Anti-gambling advocates have criticised News Corp’s dedicated sports betting coverage website as “a new low” given community concerns about wagering, after a parliamentary inquiry called for ads and commentary on odds to be banned.
The company runs a digital hub for gambling coverage that offers detailed reports, videos, podcasts, previews and analysis on the latest markets and “top offers” from Ladbrokes, Bet365, TopSport and Betr. News Corp has a financial stake in Betr.
The CODE Bet hub is part of the digital subscription site CODE Sports, which launched in late 2021 and collates sports reporting from all News Corp mastheads and employs its own journalists.
An August 2022 article introducing the hub said: “If we could bet on pogo stick races, we would”. It assesses markets for Australia’s major codes and the English Premier League, the National Hockey League, Major League Baseball, the National Basketball League and the NFL.
Last week, it ran a betting preview for the AFL finals and linked to a page with ads to bookmakers.
The Alliance for Gambling Reform’s chief executive, Carol Bennett, said the concentration of gambling content and guides was destructive and promoted an “industry intent on generating profits by encouraging highly risky gambling”.
“News Corp seems to have hit a new low in preying on those vulnerable to gambling harm in its latest venture, the CodeSports website supported by its information hub, CODE Bet,” Bennett said.
“It beggars belief. Australia has the dubious honour of being the world’s biggest gambling losers and we have a national inquiry report highlighting the extensive harm this is causing in our most vulnerable populations.”
A CODE spokesperson said: “We are responsible publishers and will comply with the law”. News Corp was also contacted for comment.
The hub’s business model could be affected if the federal government accepts a parliamentary committee’s recommendation to ban all gambling ads within three years and immediately ban online inducements.
Angela Rintoul, who this week published a journal article confirming gambling addiction contributed to 184 suicides over eight years in Victoria, also raised concerns about the gambling content and links to bookmakers.
“The media can amplify the harm produced by gambling operators by, for instance, providing a platform to recruit customers,” Rintoul said. “The media can do a lot more to protect their audience from harm.”
Hannah Pitt, a gambling researcher at Deakin university, said the media has helped normalising gambling, particularly for younger Australians.
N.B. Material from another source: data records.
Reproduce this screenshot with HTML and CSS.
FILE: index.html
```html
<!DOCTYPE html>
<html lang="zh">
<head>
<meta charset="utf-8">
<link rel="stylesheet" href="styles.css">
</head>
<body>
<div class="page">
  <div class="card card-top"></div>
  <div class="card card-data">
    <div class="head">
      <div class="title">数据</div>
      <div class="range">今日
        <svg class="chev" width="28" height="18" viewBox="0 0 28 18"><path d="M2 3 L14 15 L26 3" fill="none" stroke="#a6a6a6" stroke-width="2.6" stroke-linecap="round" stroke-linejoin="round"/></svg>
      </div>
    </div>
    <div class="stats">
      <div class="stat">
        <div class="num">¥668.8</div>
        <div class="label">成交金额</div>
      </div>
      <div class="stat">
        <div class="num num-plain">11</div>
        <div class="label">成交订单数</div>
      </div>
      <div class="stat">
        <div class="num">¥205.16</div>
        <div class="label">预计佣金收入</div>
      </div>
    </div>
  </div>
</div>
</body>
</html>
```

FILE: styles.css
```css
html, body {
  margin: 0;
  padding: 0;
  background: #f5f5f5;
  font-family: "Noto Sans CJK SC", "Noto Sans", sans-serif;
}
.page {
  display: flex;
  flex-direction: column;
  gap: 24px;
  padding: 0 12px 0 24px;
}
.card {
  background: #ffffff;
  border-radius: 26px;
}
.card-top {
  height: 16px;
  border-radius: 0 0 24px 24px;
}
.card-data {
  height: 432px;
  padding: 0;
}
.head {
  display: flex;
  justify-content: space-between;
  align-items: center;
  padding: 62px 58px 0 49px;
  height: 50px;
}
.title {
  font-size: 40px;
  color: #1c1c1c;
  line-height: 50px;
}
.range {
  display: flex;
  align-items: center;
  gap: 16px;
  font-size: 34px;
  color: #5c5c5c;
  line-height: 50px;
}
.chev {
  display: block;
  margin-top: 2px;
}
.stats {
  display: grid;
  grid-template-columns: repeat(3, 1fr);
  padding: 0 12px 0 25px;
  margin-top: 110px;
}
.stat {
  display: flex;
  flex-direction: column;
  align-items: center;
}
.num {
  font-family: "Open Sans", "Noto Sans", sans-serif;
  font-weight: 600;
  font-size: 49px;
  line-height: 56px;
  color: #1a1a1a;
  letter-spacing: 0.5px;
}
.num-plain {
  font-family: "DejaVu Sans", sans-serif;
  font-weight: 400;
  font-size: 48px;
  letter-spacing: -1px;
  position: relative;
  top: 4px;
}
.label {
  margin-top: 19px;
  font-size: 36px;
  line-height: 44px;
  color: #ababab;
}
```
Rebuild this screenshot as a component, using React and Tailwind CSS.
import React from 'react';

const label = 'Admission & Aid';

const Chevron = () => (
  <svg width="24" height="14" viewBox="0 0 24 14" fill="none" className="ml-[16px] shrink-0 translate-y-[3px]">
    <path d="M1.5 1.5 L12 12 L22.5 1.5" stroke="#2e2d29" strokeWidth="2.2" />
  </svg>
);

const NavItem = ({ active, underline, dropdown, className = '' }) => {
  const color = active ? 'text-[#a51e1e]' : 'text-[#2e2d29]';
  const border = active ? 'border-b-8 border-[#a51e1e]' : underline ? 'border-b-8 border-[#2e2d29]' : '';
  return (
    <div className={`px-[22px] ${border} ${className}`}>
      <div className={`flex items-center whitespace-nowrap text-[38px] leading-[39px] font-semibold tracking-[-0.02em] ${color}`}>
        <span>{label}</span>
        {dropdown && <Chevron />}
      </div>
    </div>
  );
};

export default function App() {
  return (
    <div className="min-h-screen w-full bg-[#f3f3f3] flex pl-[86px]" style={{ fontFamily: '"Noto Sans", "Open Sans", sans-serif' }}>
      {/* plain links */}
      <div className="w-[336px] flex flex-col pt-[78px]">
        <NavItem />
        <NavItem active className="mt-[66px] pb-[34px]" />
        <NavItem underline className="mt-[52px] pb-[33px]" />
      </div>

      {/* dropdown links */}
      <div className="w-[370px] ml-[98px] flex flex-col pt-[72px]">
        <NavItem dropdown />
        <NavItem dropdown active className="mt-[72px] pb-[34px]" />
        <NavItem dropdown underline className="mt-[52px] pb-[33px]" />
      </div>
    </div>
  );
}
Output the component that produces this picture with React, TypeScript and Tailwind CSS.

“Young men tell us in our research that these regular nudges to gamble make it incredibly difficult for them to stop gambling – even when they think that they are at risk,” Pitt said. “These nudges create risks by prompting them to place bets when they are trying to not to engage in gambling.”
News Corp also did not respond to questions about whether it receives trailing commissions, which sees websites paid a portion of losses a reader may incur once referred to a bookmaker . It has other websites – punters.com.au and racenet.com.au – that also collate industry news and generate money through trailing commissions. That revenue is not known, but has previously been reported as substantial.
The federal parliament’s standing committee on social policy and legal affairs’s report on online gambling recommend these payments be banned, which could affect the News Corp business model.
“The committee heard that this practice tends to be detrimental to those experiencing gambling harm,” the committee chair, Labor MP Peta Murphy, said at the time.
Lauren Levin, a harm reduction campaigner at Financial Counselling Australia, has been documenting the use of trailing commissions for more than a decade and said enmeshing sports coverage with gambling analysis would cause harm.
“It is not OK that these referral businesses suck people into the gambling machine and keep them gambling,” Levin said. “The only solution that will work is to follow the Murphy inquiry recommendations, and stop all forms of gambling advertising in all its incarnations.”
In June, the Guardian announced it would no longer accept gambling advertising across all of its global platforms.
According to the Guardian press office, the policy “seeks to address the prevalence of gambling advertising and the pervasive nature of retargeted digital advertisements that trap some people in an addictive and unhealthy cycle of gambling”.